Iván Chapela

Personal information
- Full name: Iván Chapela López
- Date of birth: 21 May 1999 (age 27)
- Place of birth: Chiclana, Spain
- Height: 1.70 m (5 ft 7 in)
- Position: Winger

Team information
- Current team: Tenerife
- Number: 24

Youth career
- Sancti Petri
- 2012–2017: Valencia
- 2017–2018: Málaga

Senior career*
- Years: Team / Apps / (Gls)
- 2018: Málaga B / 1 / (0)
- 2018–2022: Cádiz B / 90 / (12)
- 2021–2023: Cádiz / 9 / (0)
- 2022–2023: → Unionistas (loan) / 35 / (8)
- 2023–2025: Eldense / 70 / (13)
- 2025–2026: Burgos / 4 / (0)
- 2026–: Tenerife / 9 / (1)

International career
- 2015: Spain U17 / 2 / (0)

= Iván Chapela =

Spanish footballer

Iván Chapela López (born 21 May 1999) is a Spanish footballer who plays as a left winger for CD Tenerife.

==Club career==
Born in Chiclana de la Frontera, Cádiz, Andalusia, Chapela joined Valencia CF's youth setup at the age of 13, from APA Sancti Petri. In 2017, after struggling with injuries, he left the club and moved to Málaga CF.

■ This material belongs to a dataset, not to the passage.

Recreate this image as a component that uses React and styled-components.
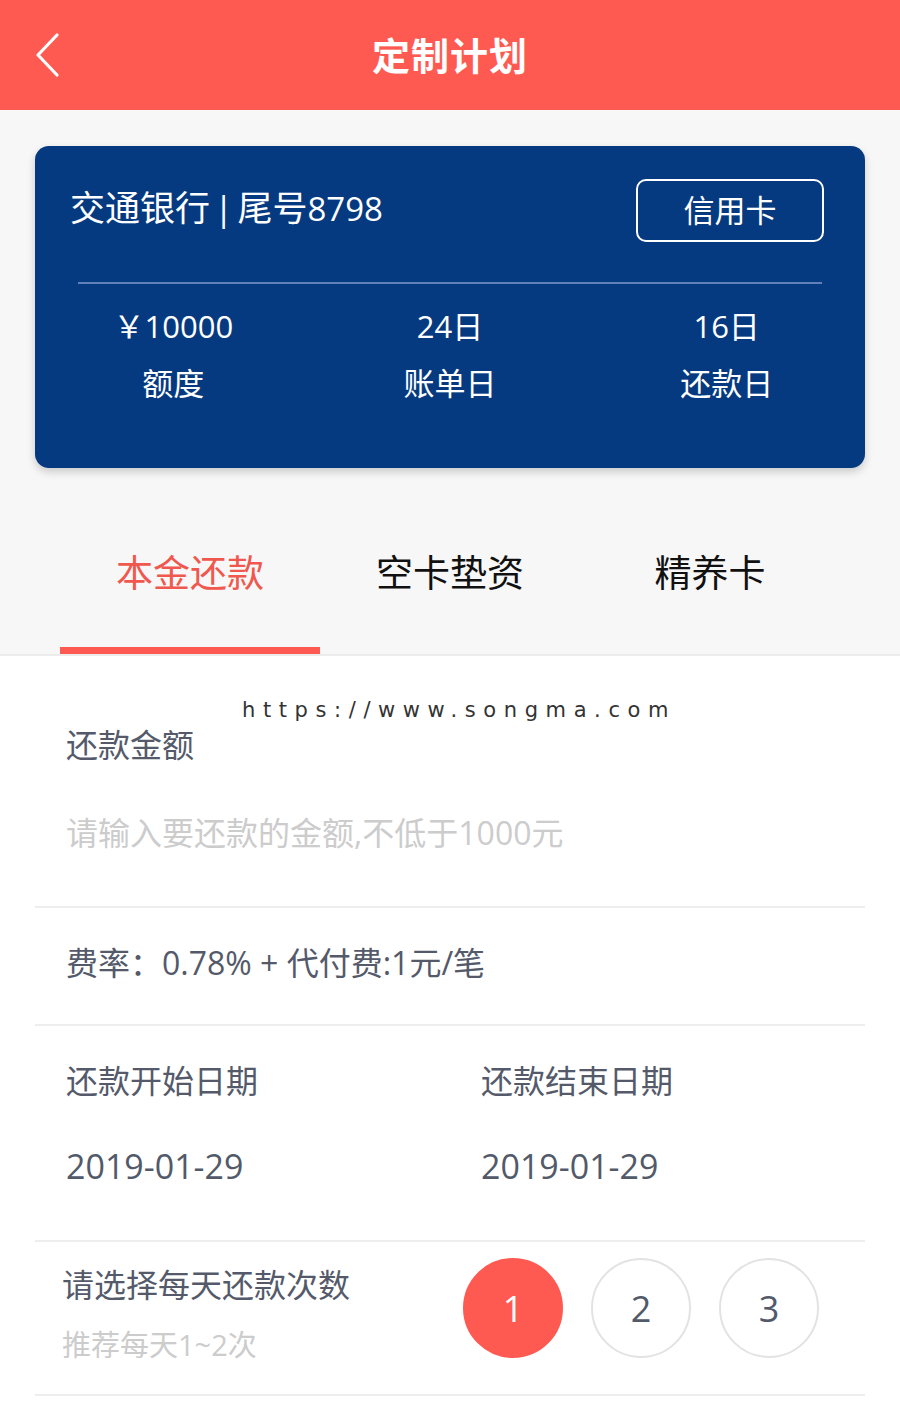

Chapela made his senior debut with Málaga's B-team on 22 February 2018, coming on as a late substitute for goalscorer Jaime Moreno in a 2–1 Tercera División home win over Loja CD. On 1 August, he signed a three-year contract with Cádiz CF, being initially assigned to the reserves also in the fourth division.

On 15 January 2021, after becoming a regular starter for the B-team, Chapela renewed his contract with Cádiz until 2022. He made his first team – and La Liga – debut on 2 October, replacing Jens Jønsson in a 0–0 home draw against Valencia CF.

On 1 September 2022, Chapela was loaned to Primera Federación side Unionistas de Salamanca CF for the season. On 9 July of the following year, he signed a two-year contract with CD Eldense, newly-promoted to Segunda División.

On 19 June 2025, after suffering relegation, Chapela agreed to a two-year deal with Burgos CF also in the second division. After being rarely used, he terminated his link the following 2 February, and joined CD Tenerife in the third division on a two-and-a-half-year contract just hours later.